I don't know if anyone here is in the same boat as me, living alone and facing hip replacement. If there is, my message to you is don't worry - it can be done.
I was very nervous about how I was going to manage when I was discharged from hospital. I organised everything in my home to be just right, setting up a 'station' by my favourite chair with a basket containing all my necessaries (comb, mirror, pen, notepad, tissues, moisturiser, hand cream, remote controls), trailing socket for easy access plug sockets for laptop, phone and hairdryer etc.
I bought a mobility trolley with two shelves for anything I needed to move from room to room which I kept on the other side of my chair, and on it I keep my phone, book, grabber, long handled shoe horn, jug of water (with lid - very important!), glass, medication and specs. It's also great for bringing meals and drinks through so I can eat in comfort.
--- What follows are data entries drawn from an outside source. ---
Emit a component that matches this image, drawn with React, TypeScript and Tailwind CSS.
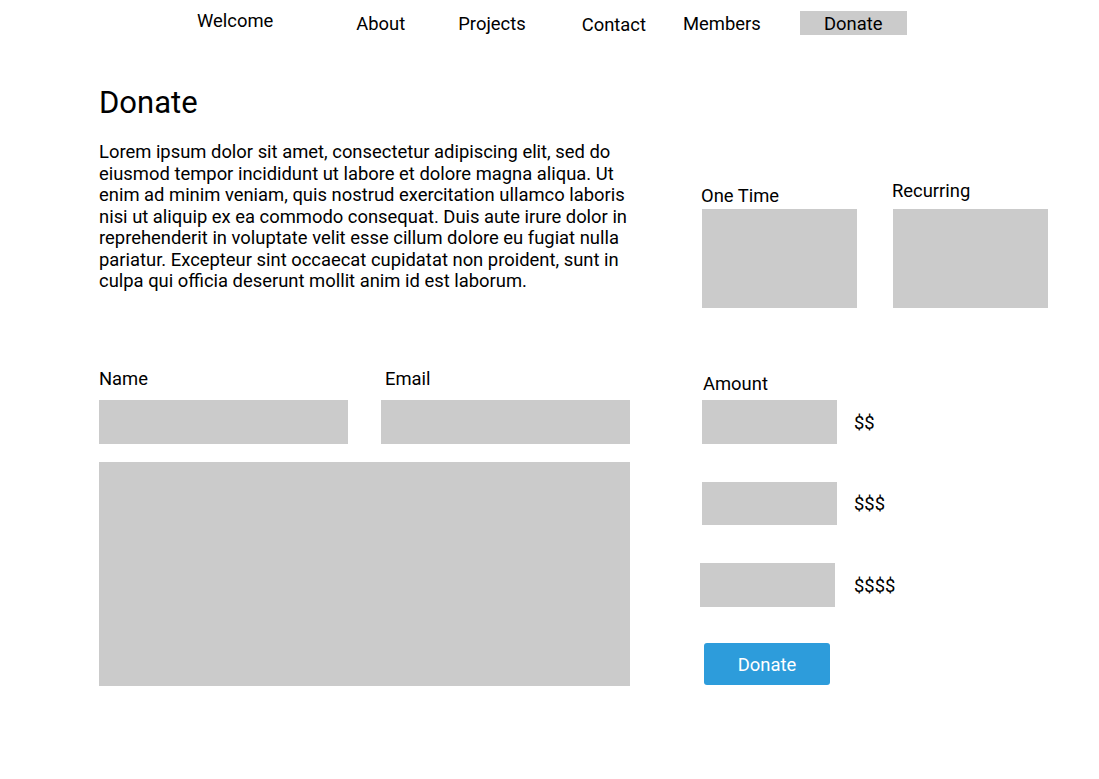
import React from 'react';

const navItems = [
  { label: 'About', cls: 'ml-[83px] mt-[13px]' },
  { label: 'Projects', cls: 'ml-[53px] mt-[13px]' },
  { label: 'Contact', cls: 'ml-[56px] mt-[14px]' },
  { label: 'Members', cls: 'ml-[37px] mt-[13px]' },
];

const amounts = [
  { label: '$$', cls: 'ml-[2px] h-[44px]', gap: 'mt-[6px]' },
  { label: '$$$', cls: 'ml-[2px] h-[43px]', gap: 'mt-[38px]' },
  { label: '$$$$', cls: 'ml-0 h-[44px]', gap: 'mt-[38px]' },
];

const App: React.FC = () => {
  return (
    <div className="w-[1099px] h-[779px] bg-white text-black font-['Roboto',sans-serif] overflow-hidden">
      {/* Top nav */}
      <nav className="h-[45px] flex items-start text-[18.4px] leading-[21px]">
        <a className="ml-[197px] mt-[10px]">Welcome</a>
        {navItems.map((item) => (
          <a key={item.label} className={item.cls}>
            {item.label}
          </a>
        ))}
        <a className="ml-[39px] mt-[11px] w-[107px] h-[24px] bg-[#cbcbcb] flex items-center justify-center pt-[1px]">
          Donate
        </a>
      </nav>

      {/* Intro + donation type */}
      <section className="flex pl-[99px]">
        <div className="w-[531px]">
          <h1 className="mt-[40px] text-[31px] leading-[36px]">Donate</h1>
          <p className="mt-[20px] w-[540px] text-[18.4px] leading-[21.5px]">
            Lorem ipsum dolor sit amet, consectetur adipiscing elit, sed do eiusmod tempor incididunt ut labore et
            dolore magna aliqua. Ut enim ad minim veniam, quis nostrud exercitation ullamco laboris nisi ut aliquip ex
            ea commodo consequat. Duis aute irure dolor in reprehenderit in voluptate velit esse cillum dolore eu
            fugiat nulla pariatur. Excepteur sint occaecat cupidatat non proident, sunt in culpa qui officia deserunt
            mollit anim id est laborum.
          </p>
        </div>
        <div className="ml-[71px] mt-[135px] flex text-[18.4px] leading-[21px]">
          <div className="flex flex-col">
            <span className="mt-[5px]">One Time</span>
            <button className="mt-[3px] ml-[1px] w-[155px] h-[99px] bg-[#cbcbcb]" />
          </div>
          <div className="flex flex-col ml-[35px]">
            <span>Recurring</span>
            <button className="mt-[8px] ml-[1px] w-[155px] h-[99px] bg-[#cbcbcb]" />
          </div>
        </div>
      </section>

      {/* Form + amount */}
      <section className="flex pl-[99px] mt-[58px] text-[18.4px] leading-[21px]">
        <div className="w-[531px]">
          <div className="flex mt-[2px]">
            <label className="w-[286px]">Name</label>
            <label>Email</label>
          </div>
          <div className="flex mt-[11px]">
            <input className="w-[249px] h-[44px] bg-[#cbcbcb] outline-none" />
            <input className="ml-[33px] w-[249px] h-[44px] bg-[#cbcbcb] outline-none" />
          </div>
          <textarea className="block mt-[18px] w-[531px] h-[224px] bg-[#cbcbcb] resize-none outline-none" />
        </div>

        <div className="ml-[70px] mt-[7px] flex flex-col">
          <span className="ml-[3px]">Amount</span>
          {amounts.map((a) => (
            <div key={a.label} className={`flex items-center ${a.gap}`}>
              <input className={`${a.cls} w-[135px] bg-[#cbcbcb] outline-none`} />
              <span className={a.label === '$$$$' ? 'ml-[19px]' : 'ml-[17px]'}>{a.label}</span>
            </div>
          ))}
          <button className="mt-[36px] ml-[4px] w-[126px] h-[42px] rounded-[3px] bg-[#2d9cdb] text-white">
            Donate
          </button>
        </div>
      </section>
    </div>
  );
};

export default App;
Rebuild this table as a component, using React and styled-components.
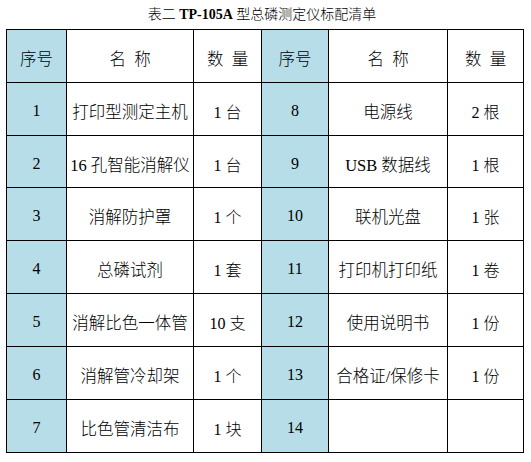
import React from "react";
import styled, { createGlobalStyle } from "styled-components";

const Global = createGlobalStyle`
  html, body { margin: 0; padding: 0; background: #fff; }
  body {
    font-family: "Liberation Serif", "Noto Sans CJK SC", serif;
    color: #000;
  }
`;

const Page = styled.div`
  width: 531px;
  height: 462px;
  padding-left: 6px;
  box-sizing: border-box;
`;

const Title = styled.div`
  width: 518px;
  height: 29px;
  line-height: 29px;
  text-align: center;
  font-size: 14px;
  font-weight: 300;
  padding-right: 6px;
  box-sizing: border-box;
  white-space: pre;
`;

const Model = styled.b`
  font-weight: 700;
  font-family: "Liberation Serif", serif;
`;

const Grid = styled.div`
  display: grid;
  grid-template-columns: 59px 126px 67px 66px 118px 75px;
  grid-template-rows: 52px 52px 51px 52px 52px 52px 52px 52px;
  gap: 1px;
  padding: 1px;
  background: #000;
  width: 518px;
  box-sizing: border-box;
`;

const Cell = styled.div`
  background: ${(p) => (p.$index ? "#b7dee8" : "#fff")};
  display: flex;
  align-items: center;
  justify-content: center;
  padding-top: 4px;
  box-sizing: border-box;
  white-space: pre;
  font-weight: 300;
  font-family: ${(p) =>
    p.$head ? '"Noto Sans CJK SC", sans-serif' : '"Liberation Serif", "Noto Sans CJK SC", serif'};
  font-size: ${(p) => (p.$head ? "16.5px" : "16px")};
`;

const Name = styled.span`
  font-size: 16.5px;
`;

const left = [
  ["1", "打印型测定主机", "1 台"],
  ["2", "16 孔智能消解仪", "1 台"],
  ["3", "消解防护罩", "1 个"],
  ["4", "总磷试剂", "1 套"],
  ["5", "消解比色一体管", "10 支"],
  ["6", "消解管冷却架", "1 个"],
  ["7", "比色管清洁布", "1 块"],
];

const right = [
  ["8", "电源线", "2 根"],
  ["9", "USB 数据线", "1 根"],
  ["10", "联机光盘", "1 张"],
  ["11", "打印机打印纸", "1 卷"],
  ["12", "使用说明书", "1 份"],
  ["13", "合格证/保修卡", "1 份"],
  ["14", "", ""],
];

export default function App() {
  return (
    <Page>
      <Global />
      <Title>
        表二 <Model>TP-105A</Model> 型总磷测定仪标配清单
      </Title>
      <Grid>
        <Cell $index $head>序号</Cell>
        <Cell $head>名{"\u2002"}称</Cell>
        <Cell $head>数{"\u2002"}量</Cell>
        <Cell $index $head>序号</Cell>
        <Cell $head>名{"\u2002"}称</Cell>
        <Cell $head>数{"\u2002"}量</Cell>
        {left.map((l, i) => {
          const r = right[i];
          return (
            <React.Fragment key={i}>
              <Cell $index>{l[0]}</Cell>
              <Cell><Name>{l[1]}</Name></Cell>
              <Cell>{l[2]}</Cell>
              <Cell $index>{r[0]}</Cell>
              <Cell><Name>{r[1]}</Name></Cell>
              <Cell>{r[2]}</Cell>
            </React.Fragment>
          );
        })}
      </Grid>
    </Page>
  );
}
I asked a few friends if they would be on the end of the phone for me. They had in fact already offered but I wanted to be sure they really were happy to be 'on-call' in an emergency. Of course my children are also there for me but both out at work all day and living further away than my friends.
The first night was scary I must admit but it was okay. My trolley was next to the bed and safe and stable to trundle to the toilet and back. My mobile phone was on it just in case, as were my painkillers if I needed them in the noght (which I did). When that first night was over and I had managed to get myself up and into the living room nursing the first coffee of the morning I felt a huge sense of achievement.
Simple meals were easy. I had stocked up on ready meals, soup etc, but found I was able to make egg on toast, cheese on toast, porridge and bacon sandwiches.
Each day my confidence increased and I found it easy to put a load of washing in, take it out with my grabber and hang it on an airer.
A strip wash in the bathroom was easy - no need to rush it. Washing my hair was easiest over the kitchen sink with a bowl of hot water on the draining board and a jug to pour water over my head. I needed an extra towel to mop up the water I spilt on the floor -DANGER ZONE!
Living alone through this is both a blessing and a curse. I have had to do things maybe a partner would have done for me and I'm sure that has helped with confidence, movement and strengthening muscles. For instance, there had been no-one to help lift my leg into bed so I have been doing it and now I don't even give it a second thought, I just lift it right into bed. The flip side is there's always a "but what if ???" at the back of my mind when I try something new, but planning it in my head instead of charging in is the key here.
Things you will need help with:
TED stockings if you have them - impossible to put on alone for a couple of weeks.
Shopping - do it online or ask a friend.
Lifts - if you have appoinments to attend.
I'm sorry for the epistle. I just wanted anyone who is facing this alone to know you don't have to be Superwoman or Superman. It's all about planning, positivity and a few good friends.